In an 8 April review for IndieWire, Steve Greene criticized the show for telling the same story that has been told thousands of times before and offering very little innovation. He concludes: "The result is a series more competent than compelling. The tiny diversions from the norm seem thrilling by comparison." He offered extended praise for Gyasi's performance as Achilles and Mawle's performance as Odysseus, and for the show's creators' unusual decision to include the gods in the show.

In an unreservedly positive review for Buffalo News on 26 May 2018, Randy Schiff praised the show for its pace and acting, commenting specifically on Hunter, Dayne, Gyasi, Mawle, O'Connor, and Threlfall's performances. He also lauded the portrayal of Helen as a "stately and intelligent" woman whose "deep desire for independence" is only satisfied once she goes to Troy, where women are valued just as much as men. He also expressed wonderment at the show's portrayal of the Greek deities, writing, "I found myself especially mesmerized by the show's eerie presentation of deities: here, spectacularly partisan goddesses strut across raging battlefields, while a world-weary Zeus (Hakeem Kae-Kazim) remains resolutely neutral amidst the chaos."
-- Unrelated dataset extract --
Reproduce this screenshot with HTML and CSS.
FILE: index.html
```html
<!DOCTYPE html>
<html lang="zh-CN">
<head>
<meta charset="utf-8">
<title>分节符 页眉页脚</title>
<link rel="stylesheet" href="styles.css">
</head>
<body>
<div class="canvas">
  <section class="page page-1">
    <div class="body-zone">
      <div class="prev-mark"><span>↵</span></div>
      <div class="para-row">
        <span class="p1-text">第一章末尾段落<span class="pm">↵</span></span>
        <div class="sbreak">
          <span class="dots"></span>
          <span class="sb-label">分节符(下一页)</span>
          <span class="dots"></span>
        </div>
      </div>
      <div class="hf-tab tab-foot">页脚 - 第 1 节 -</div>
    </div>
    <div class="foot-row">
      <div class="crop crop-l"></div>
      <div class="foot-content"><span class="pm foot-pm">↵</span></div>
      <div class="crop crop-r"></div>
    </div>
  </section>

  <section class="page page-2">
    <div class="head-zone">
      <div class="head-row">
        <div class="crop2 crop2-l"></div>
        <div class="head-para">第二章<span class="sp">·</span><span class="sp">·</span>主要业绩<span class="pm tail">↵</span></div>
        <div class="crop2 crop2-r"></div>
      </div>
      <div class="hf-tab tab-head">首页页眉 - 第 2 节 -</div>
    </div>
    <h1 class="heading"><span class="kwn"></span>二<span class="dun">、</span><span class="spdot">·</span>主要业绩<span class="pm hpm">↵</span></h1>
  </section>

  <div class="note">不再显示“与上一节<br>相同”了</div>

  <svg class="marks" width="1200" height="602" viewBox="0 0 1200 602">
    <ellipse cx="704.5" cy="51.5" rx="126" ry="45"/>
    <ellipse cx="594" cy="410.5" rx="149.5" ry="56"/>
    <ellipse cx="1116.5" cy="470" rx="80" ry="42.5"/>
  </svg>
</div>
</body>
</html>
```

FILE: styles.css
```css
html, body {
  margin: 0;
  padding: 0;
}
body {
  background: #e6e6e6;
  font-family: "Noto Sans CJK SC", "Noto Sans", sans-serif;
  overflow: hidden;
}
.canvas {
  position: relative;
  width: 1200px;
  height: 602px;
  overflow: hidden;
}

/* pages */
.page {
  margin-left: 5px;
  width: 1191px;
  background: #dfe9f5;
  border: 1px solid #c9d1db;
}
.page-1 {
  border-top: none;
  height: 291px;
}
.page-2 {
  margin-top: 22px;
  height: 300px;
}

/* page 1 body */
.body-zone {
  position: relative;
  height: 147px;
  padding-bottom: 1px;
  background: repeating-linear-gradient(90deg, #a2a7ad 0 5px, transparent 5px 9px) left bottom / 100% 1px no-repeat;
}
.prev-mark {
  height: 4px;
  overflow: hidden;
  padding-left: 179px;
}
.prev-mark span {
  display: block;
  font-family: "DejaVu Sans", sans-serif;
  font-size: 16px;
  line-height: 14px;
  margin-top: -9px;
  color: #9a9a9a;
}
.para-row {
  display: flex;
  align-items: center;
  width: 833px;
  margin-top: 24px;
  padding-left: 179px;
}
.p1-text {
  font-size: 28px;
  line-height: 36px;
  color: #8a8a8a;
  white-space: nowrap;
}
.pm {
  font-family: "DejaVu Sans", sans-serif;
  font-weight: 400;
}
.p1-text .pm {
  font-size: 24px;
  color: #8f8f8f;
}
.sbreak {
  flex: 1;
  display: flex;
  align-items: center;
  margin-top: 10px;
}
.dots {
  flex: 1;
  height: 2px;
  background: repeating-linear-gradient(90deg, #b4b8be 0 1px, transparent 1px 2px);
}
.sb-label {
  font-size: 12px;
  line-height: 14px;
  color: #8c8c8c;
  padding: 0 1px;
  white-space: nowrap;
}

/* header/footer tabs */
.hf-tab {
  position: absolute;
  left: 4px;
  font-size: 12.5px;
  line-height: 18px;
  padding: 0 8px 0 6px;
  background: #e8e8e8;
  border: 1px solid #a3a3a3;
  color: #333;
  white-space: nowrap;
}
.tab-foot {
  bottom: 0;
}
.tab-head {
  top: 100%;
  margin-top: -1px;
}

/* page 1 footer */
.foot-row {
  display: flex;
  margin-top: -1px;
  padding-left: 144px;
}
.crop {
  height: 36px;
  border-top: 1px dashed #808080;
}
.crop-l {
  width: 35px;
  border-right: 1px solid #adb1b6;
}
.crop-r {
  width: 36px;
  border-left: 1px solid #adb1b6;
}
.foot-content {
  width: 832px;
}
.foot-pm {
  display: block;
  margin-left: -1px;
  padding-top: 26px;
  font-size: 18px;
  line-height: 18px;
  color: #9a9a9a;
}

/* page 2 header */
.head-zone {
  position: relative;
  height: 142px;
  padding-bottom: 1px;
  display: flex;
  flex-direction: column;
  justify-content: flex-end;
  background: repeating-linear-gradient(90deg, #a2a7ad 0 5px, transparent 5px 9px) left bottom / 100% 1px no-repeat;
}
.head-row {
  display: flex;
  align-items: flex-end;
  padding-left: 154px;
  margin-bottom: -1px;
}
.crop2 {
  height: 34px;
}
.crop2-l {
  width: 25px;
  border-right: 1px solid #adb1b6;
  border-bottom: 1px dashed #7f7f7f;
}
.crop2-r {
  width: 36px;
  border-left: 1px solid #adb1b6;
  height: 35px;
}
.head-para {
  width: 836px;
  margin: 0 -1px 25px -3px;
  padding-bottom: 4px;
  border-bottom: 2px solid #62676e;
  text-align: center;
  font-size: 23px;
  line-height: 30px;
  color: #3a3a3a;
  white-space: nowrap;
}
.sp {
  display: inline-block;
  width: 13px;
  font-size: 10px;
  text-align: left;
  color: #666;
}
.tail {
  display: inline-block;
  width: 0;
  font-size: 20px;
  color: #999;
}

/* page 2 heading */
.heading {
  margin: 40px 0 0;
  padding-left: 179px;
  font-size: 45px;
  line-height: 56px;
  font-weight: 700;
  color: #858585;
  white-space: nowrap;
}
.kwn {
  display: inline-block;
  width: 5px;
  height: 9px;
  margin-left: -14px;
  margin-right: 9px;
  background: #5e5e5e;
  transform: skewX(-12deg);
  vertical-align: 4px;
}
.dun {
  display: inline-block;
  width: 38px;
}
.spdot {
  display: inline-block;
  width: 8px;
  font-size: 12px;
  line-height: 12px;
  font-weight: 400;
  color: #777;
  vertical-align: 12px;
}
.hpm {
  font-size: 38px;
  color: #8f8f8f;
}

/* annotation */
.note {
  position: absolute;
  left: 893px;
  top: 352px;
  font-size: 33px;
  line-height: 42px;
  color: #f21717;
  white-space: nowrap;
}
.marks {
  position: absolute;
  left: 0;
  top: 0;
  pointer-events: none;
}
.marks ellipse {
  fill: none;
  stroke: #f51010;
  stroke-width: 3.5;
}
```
Andrea Tallarita defended the show in a 28 June 2018 review for PopMatters, arguing that the show's commercial failure may have been partially a result of the viewing audience's ignorance of the original classical texts, which the show treated with surprising fidelity. Tallarita generally praised the show, stating that it has "a dignified life of [its] own", but criticized the decision to make the gods less involved for the second half of the series, as well as the fact that the show limited itself to only include a small number of especially important deities rather than the vast pantheon appearing in the Iliad, calling this decision "such a wasted opportunity".